Why was he sacked? He seemed to be obeying faithfully the political guidelines given by Hugo Chávez. He was sacked so that his job could be given to Francisco Arias Cárdenas, the main accomplice of Hugo Chávez during the bloody but inept coup d'état attempt of February 4, 1992. For this act of treason against the nation, Chávez and Arias Cárdenas briefly went to prison but were given a controversial pardon by President Caldera. Later on, Arias Cárdenas broke with Chávez, accusing him of being "a coward, inept and immoral" among other pleasantries. For the last five years they have been calling each other names (chicken, snake, etc.). But now, Chávez favors him with the representation of Venezuela in the United Nations. One wonders what Arias Cárdenas knows about Chávez for Chávez to reward his silence.

Rewards such as this one, for treason and immorality, are becoming common practice in Chávez's Venezuela. The first example was the promotion to the highest military rank of General Lucas Rincon, the man who asked (and obtained) the resignation of Hugo Chávez during the events of April 2002. After Chávez was restored to the presidency by other military officers he surprisingly rewarded Rincon with an exceptional promotion, naming him the first General-in-Chief of the Venezuelan Armed Forces in 80 years. It is rumored that Rincon keeps Chávez's letter of resignation under lock and key, as an ace up his sleeve. The naming of Arias Cárdenas the UN bpost falls in this same category. Here is a man who committed treason, who has been disloyal both to the nation and, later on, to Chávez and, yet, is rewarded with a top ambassadorial position.

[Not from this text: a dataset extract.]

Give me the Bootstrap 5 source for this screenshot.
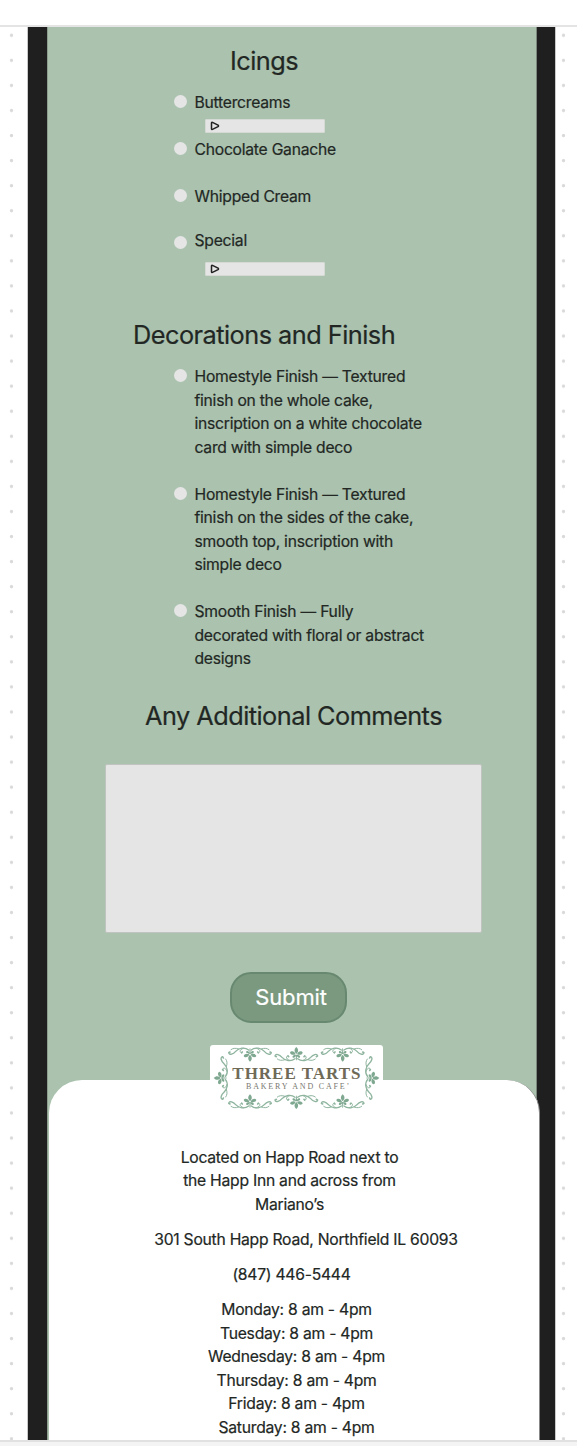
<!DOCTYPE html>
<html lang="en">
<head>
<meta charset="utf-8">
<meta name="viewport" content="width=device-width, initial-scale=1">
<title>Three Tarts – Cake order</title>
<link href="https://cdn.jsdelivr.net/npm/bootstrap@5.3.0/dist/css/bootstrap.min.css" rel="stylesheet">
<style>
body{font-family:Inter,"Liberation Sans",sans-serif;color:#222724;background:#fff;font-size:15.7px;line-height:23.5px;letter-spacing:-.25px;-webkit-text-stroke:.2px currentColor}
.page{height:1446px}
.topbar{height:27px;border-bottom:2px solid #e4e4e4}
.workspace{height:1413px}
.dots{width:27px;background:radial-gradient(circle at 11.5px 8.3px,#d9d9d9 1.2px,transparent 2.1px) 0 0/27px 25.07px}
.dots-end{width:21px;background-position:-4px 0}
.edge{border-left:1px solid #c9c9c9;border-right:1px solid #c9c9c9;width:529px}
.screen{width:527px;border:solid #1f1f1f;border-width:0 18px 0 19px;background:#aac2ae;box-shadow:inset 1px 0 #8d9d90,inset -1px 0 #7b877d}
.title{font-size:25.3px;line-height:32px;font-weight:400;letter-spacing:-.52px;margin:0;white-space:nowrap}
.t-icings{margin:18px 0 14px 183px}
.t-decor{margin:43px 0 14px 86px}
.t-comments{margin:29px 0 32px 98px}
.choices{margin-left:127px}
.choice{gap:7.5px;min-height:47px;white-space:nowrap}
.choice.special{margin-top:-3px}
.dot{width:13px;height:13px;border-radius:50%;background:#e5e5e5;margin-top:4px;flex:none}
.special .dot{margin-top:7px}
.picker{width:120px;height:14px;margin:4px 0 0 10px;background:#e5e5e5;border:1px solid #d5dad5;border-radius:1px;padding-left:4px}
.special .picker{margin-top:9px}
.finish{margin-bottom:23.5px}
.finish:last-child{margin-bottom:0}
.comments{width:377px;height:169px;margin-left:58px;background:#e5e5e5;border:1.5px solid #c0c4c0;border-radius:2px;resize:none;padding:8px}
.submit{width:117px;height:51px;margin:39px 0 0 183px;padding:0 0 0 5px;border:2px solid #688970;border-radius:21px;background:#7a997f;color:#fff;font-size:22px;letter-spacing:-.15px}
.brand{width:173px;height:67px;margin:22px 0 0 163px;position:relative;z-index:2;background:#fff;border-radius:3px}
.brand svg{display:block;-webkit-text-stroke:0}
.info{width:491px;height:361px;margin:-32px 0 0 1.5px;padding-top:66px;background:#fff;border-radius:33px 33px 0 0;position:relative;z-index:1;border-right:1px solid #888;white-space:nowrap}
.info p{margin:0 0 11.8px;width:310px}
.bottombar{height:6px;background:#f4f4f4;border-top:2px solid #e1e1e1}
</style>
</head>
<body>
<div class="page d-flex flex-column overflow-hidden">
  <header class="topbar flex-shrink-0"></header>
  <main class="workspace d-flex overflow-hidden flex-shrink-0">
    <div class="dots flex-shrink-0"></div>
    <div class="edge flex-shrink-0">
      <form class="screen h-100 d-flex flex-column align-items-start">
        <h2 class="title t-icings">Icings</h2>
        <div class="choices">
          <div class="choice d-flex"><span class="dot"></span><div>Buttercreams<div class="picker d-flex align-items-center"><svg width="10" height="10" viewBox="0 0 10 10"><path d="M1.5 2Q1.5 1 2.5 1.4L8 4.2Q9 4.9 8 5.6L2.5 8.4Q1.5 8.7 1.5 7.7Z" fill="none" stroke="#222" stroke-width="1.5"/></svg></div></div></div>
          <div class="choice d-flex"><span class="dot"></span><div>Chocolate Ganache</div></div>
          <div class="choice d-flex"><span class="dot"></span><div>Whipped Cream</div></div>
          <div class="choice special d-flex"><span class="dot"></span><div>Special<div class="picker d-flex align-items-center"><svg width="10" height="10" viewBox="0 0 10 10"><path d="M1.5 2Q1.5 1 2.5 1.4L8 4.2Q9 4.9 8 5.6L2.5 8.4Q1.5 8.7 1.5 7.7Z" fill="none" stroke="#222" stroke-width="1.5"/></svg></div></div></div>
        </div>
        <h2 class="title t-decor">Decorations and Finish</h2>
        <div class="choices">
          <div class="choice finish d-flex"><span class="dot"></span><div>Homestyle Finish — Textured<br>finish on the whole cake,<br>inscription on a white chocolate<br>card with simple deco</div></div>
          <div class="choice finish d-flex"><span class="dot"></span><div>Homestyle Finish — Textured<br>finish on the sides of the cake,<br>smooth top, inscription with<br>simple deco</div></div>
          <div class="choice finish d-flex"><span class="dot"></span><div>Smooth Finish — Fully<br>decorated with floral or abstract<br>designs</div></div>
        </div>
        <h2 class="title t-comments">Any Additional Comments</h2>
        <textarea class="comments d-block flex-shrink-0" aria-label="Comments"></textarea>
        <button type="button" class="btn submit flex-shrink-0">Submit</button>
        <div class="brand flex-shrink-0">
          <svg width="173" height="67" viewBox="30 32 519 201">
            <defs>
              <g id="half" fill="none" stroke="#8fb59f" stroke-linecap="round">
                <path stroke-width="4" d="M4 12C16 22 34 18 43 8C50 0 62-5 64 4"/>
                <path stroke-width="5" d="M62 5L60 6"/>
                <path stroke-width="3" d="M20 17C31 14 33 5 25 3"/>
                <path stroke-width="5" d="M25 4L23 6"/>
                <path stroke-width="3" d="M34 15C44 19 52 17 57 13"/>
              </g>
              <g id="scroll">
                <use href="#half"/><use href="#half" transform="scale(-1 1)"/>
                <g fill="#7fa890">
                  <path d="M0-23C9-14 5-7 0-2C-5-7-9-14 0-23Z"/>
                  <path d="M2-1C5-12 17-12 19-6C17 1 8 2 2-1Z"/>
                  <path d="M-2-1C-5-12-17-12-19-6C-17 1-8 2-2-1Z"/>
                  <path d="M1 1C10 0 14 6 10 9C5 10 2 6 1 1ZM-1 1C-10 0-14 6-10 9C-5 10-2 6-1 1Z"/>
                  <path d="M-2 0H2L1 17H-1Z"/>
                </g>
              </g>
            </defs>
            <use href="#scroll" transform="translate(150 59) rotate(180)"/>
            <use href="#scroll" transform="translate(289 61)"/>
            <use href="#scroll" transform="translate(428 59) rotate(180)"/>
            <use href="#scroll" transform="translate(150 203)"/>
            <use href="#scroll" transform="translate(289 201) rotate(180)"/>
            <use href="#scroll" transform="translate(428 203)"/>
            <use href="#scroll" transform="translate(64 131) rotate(-90)"/>
            <use href="#scroll" transform="translate(515 131) rotate(90)"/>
            <text x="97" y="134" textLength="384" font-family="Liberation Serif,serif" font-weight="700" font-size="51" fill="#6f6a57">THREE TARTS</text>
            <text x="138" y="164" textLength="309" font-family="Liberation Serif,serif" font-size="24" fill="#77776f">BAKERY AND CAFE’</text>
          </svg>
        </div>
        <footer class="info text-center flex-shrink-0">
          <p style="margin-left:86px">Located on Happ Road next to<br>the Happ Inn and across from<br>Mariano’s</p>
          <p style="margin-left:102.5px">301 South Happ Road, Northfield IL 60093</p>
          <p style="margin-left:88px">(847) 446-5444</p>
          <p style="margin-left:93px">Monday: 8 am - 4pm<br>Tuesday: 8 am - 4pm<br>Wednesday: 8 am - 4pm<br>Thursday: 8 am - 4pm<br>Friday: 8 am - 4pm<br>Saturday: 8 am - 4pm</p>
        </footer>
      </form>
    </div>
    <div class="dots dots-end flex-shrink-0"></div>
  </main>
  <footer class="bottombar flex-shrink-0"></footer>
</div>
<script src="https://cdn.jsdelivr.net/npm/bootstrap@5.3.0/dist/js/bootstrap.bundle.min.js"></script>
</body>
</html>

The case of Alfredo Toro Hardy, Chávez's Ambassador to the UK is also depressing. Of course, Toro Hardy is not in the same mediocre intellectual league of Toro Jiménez, Rincon or Arias Cárdenas. He has written several books and often speaks on global economic and political topics. But his moral texture is also suspect. Toro Hardy was Ambassador to Chile and Brazil during the governments that Chávez denounces as corrupt. This was no impediment for his becoming Chávez's Ambassador to the US and, later, to the UK He was Ambassador to the US in December 1999, when the Venezuelan tragic mudslides took the lives of tens of thousands. He went on Jim Lehrer's TV program to request aid for the country, including US aid. And yet, when this aid was offered and was on its way, Chávez rejected it [aborted aid operation $25 million loss for GOVUS], a barbaric act that Toro Hardy witnessed in submissive silence. When Chávez and Foreign Minister Alí Rodriguez dictated that all Ambassadors had to be spokespersons for the revolution, or else, Toro Hardy published a letter in a Chávez financed publication saying that he would not resign. (See: "Toro Hardy and Alvarez: two embarrassing Ambassadors," March 12, 2004.).

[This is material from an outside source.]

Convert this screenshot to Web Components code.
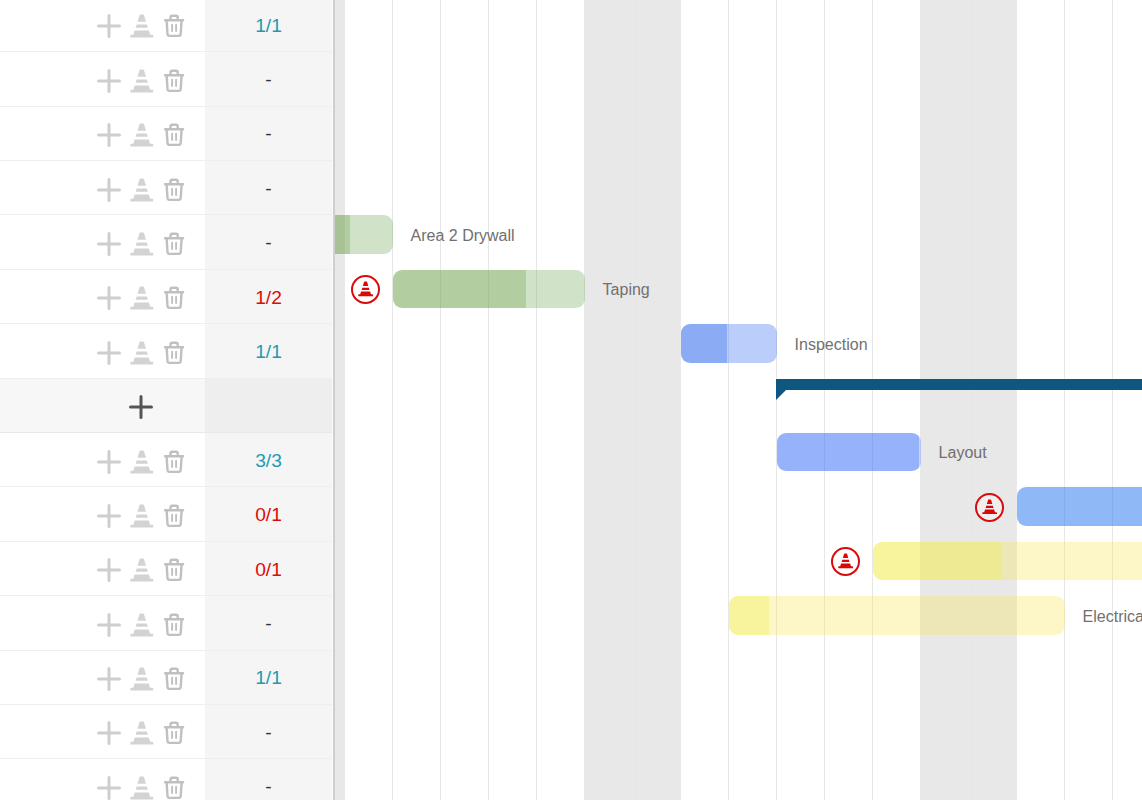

A few days ago Ambassador Toro Hardy sent a letter Mr Jon Snow, Director of UK's Channel 4 News (in response to this special report) stating that "The (Chávez) process has attacked, for the first time in Latin America, the roots of inequality and social exclusion." A man who is well informed about what is happening in the world and Venezuela cannot make this statement without being intellectually dishonest. What Hugo Chávez has been doing for seven years is to conduct a policy of handouts that has increased the national rate of poverty, deepened its structural roots and converted my country into a nation of beggars. What Chávez has also done is to turn a society in which components of the poorer social strata were excluded, into a society where the middle class has been systematically excluded. This is not justice but vengeance. For a confirmation of this tragedy, Ambassador Toro Hardy would not have to look farther than in his own family, made up of "oligarchs" in Chávez's definition. He has managed to escape the fate of the Venezuelan middle-class by kowtowing to Chávez.

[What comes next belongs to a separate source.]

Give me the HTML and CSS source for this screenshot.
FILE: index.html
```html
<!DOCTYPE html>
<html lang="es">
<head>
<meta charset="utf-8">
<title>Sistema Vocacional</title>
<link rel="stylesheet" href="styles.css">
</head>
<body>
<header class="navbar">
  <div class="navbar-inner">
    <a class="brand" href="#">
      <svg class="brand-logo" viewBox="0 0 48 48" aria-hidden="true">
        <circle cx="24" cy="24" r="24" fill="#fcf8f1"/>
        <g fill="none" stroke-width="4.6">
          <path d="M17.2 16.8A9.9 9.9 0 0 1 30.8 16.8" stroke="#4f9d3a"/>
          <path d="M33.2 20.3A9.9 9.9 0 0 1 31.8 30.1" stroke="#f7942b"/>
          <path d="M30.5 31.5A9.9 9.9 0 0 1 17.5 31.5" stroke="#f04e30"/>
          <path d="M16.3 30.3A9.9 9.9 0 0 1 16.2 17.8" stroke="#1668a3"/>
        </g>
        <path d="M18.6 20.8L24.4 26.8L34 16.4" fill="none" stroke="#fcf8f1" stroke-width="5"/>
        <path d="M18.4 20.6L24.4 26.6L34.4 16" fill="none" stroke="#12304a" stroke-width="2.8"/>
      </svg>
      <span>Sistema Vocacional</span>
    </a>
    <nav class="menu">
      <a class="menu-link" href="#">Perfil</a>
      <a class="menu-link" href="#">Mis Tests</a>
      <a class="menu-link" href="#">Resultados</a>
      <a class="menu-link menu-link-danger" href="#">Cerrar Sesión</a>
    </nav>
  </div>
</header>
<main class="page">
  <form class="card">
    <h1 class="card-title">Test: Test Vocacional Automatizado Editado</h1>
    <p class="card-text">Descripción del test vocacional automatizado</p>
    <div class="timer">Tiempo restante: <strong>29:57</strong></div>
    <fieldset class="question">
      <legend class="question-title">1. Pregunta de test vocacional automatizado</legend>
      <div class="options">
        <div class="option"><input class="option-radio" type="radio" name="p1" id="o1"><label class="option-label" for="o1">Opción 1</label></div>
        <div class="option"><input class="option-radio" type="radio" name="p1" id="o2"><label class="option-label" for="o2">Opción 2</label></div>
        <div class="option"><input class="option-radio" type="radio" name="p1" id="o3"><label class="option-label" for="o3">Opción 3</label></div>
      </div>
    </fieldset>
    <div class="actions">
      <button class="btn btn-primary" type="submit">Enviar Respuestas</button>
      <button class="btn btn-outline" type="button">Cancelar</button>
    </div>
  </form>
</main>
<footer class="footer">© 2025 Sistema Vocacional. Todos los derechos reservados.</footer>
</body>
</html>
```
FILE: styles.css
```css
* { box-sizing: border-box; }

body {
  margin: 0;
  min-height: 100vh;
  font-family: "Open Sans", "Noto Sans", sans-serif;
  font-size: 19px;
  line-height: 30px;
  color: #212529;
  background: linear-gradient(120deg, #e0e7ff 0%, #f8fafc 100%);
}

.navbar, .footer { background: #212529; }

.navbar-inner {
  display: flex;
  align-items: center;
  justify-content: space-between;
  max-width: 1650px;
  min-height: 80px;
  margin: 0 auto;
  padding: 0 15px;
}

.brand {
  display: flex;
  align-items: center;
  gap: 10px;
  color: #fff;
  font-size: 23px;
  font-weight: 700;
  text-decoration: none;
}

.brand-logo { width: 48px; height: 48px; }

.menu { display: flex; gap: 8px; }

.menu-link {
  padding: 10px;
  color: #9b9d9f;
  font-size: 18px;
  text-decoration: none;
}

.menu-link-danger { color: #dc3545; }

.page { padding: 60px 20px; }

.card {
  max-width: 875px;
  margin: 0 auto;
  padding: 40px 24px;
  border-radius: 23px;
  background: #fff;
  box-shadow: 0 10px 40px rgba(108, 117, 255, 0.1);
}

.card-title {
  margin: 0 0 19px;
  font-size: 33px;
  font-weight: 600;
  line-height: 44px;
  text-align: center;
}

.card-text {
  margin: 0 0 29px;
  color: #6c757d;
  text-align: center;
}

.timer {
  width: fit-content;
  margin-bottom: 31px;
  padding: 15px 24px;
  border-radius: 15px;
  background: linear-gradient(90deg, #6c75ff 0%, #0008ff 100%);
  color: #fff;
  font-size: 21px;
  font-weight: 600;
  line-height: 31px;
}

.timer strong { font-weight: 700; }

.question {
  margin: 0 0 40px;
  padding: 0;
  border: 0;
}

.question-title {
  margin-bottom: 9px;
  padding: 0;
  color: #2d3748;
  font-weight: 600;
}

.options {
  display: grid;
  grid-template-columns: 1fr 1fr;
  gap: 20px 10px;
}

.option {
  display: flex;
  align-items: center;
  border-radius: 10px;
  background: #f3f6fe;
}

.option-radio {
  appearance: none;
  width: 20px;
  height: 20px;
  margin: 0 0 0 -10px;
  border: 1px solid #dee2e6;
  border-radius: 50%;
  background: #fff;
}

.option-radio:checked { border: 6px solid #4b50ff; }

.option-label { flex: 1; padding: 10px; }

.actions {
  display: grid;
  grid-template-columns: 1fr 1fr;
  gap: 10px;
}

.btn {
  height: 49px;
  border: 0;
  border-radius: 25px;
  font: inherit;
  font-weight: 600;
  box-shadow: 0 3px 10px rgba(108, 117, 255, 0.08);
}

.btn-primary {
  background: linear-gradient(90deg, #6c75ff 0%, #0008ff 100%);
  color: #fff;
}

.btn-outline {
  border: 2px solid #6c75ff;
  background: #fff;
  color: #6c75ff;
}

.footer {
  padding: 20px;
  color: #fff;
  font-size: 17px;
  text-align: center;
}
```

A few days ago Venezuelan President Chávez referred to US President Bush as: "a donkey, an alcoholic, a coward, an assasin..." He even threatened Bush with poison arrows. This outburst, more proper of a truck driver in a cheap brothel than of a head of state talking about the president of another country that happens to be its main commercial partner, was briefly mentioned by the Channel 4 report that provoked Toro Hardy's displeasure. Toro Hardy did not mention this but accepted this collapse of civilized diplomatic standards in shameful silence.

Some of the ambassadors are pretty gross, some more refined, but all exemplify the loutish nature of the Chávez regime.

Editor's Note: In the early hours of April 12, 2002, Arias Cárdenas showed up uninvited at Army HQ in Fort Tiuna to emphaticaly state the case for forcefuly removing Chávez before sunrise. Ignored at Fort Tiuna, Arias Cárdenas went to Maracay to speak with General Raúl Baduel who was not doing anything for Chávez at that moment and was instead furious for not being on the Civil-Military junta that was originally planned. The rest is history. What is important is that Arias Cárdenas was looking for a role to play and was calling for Chávez's forceful ouster.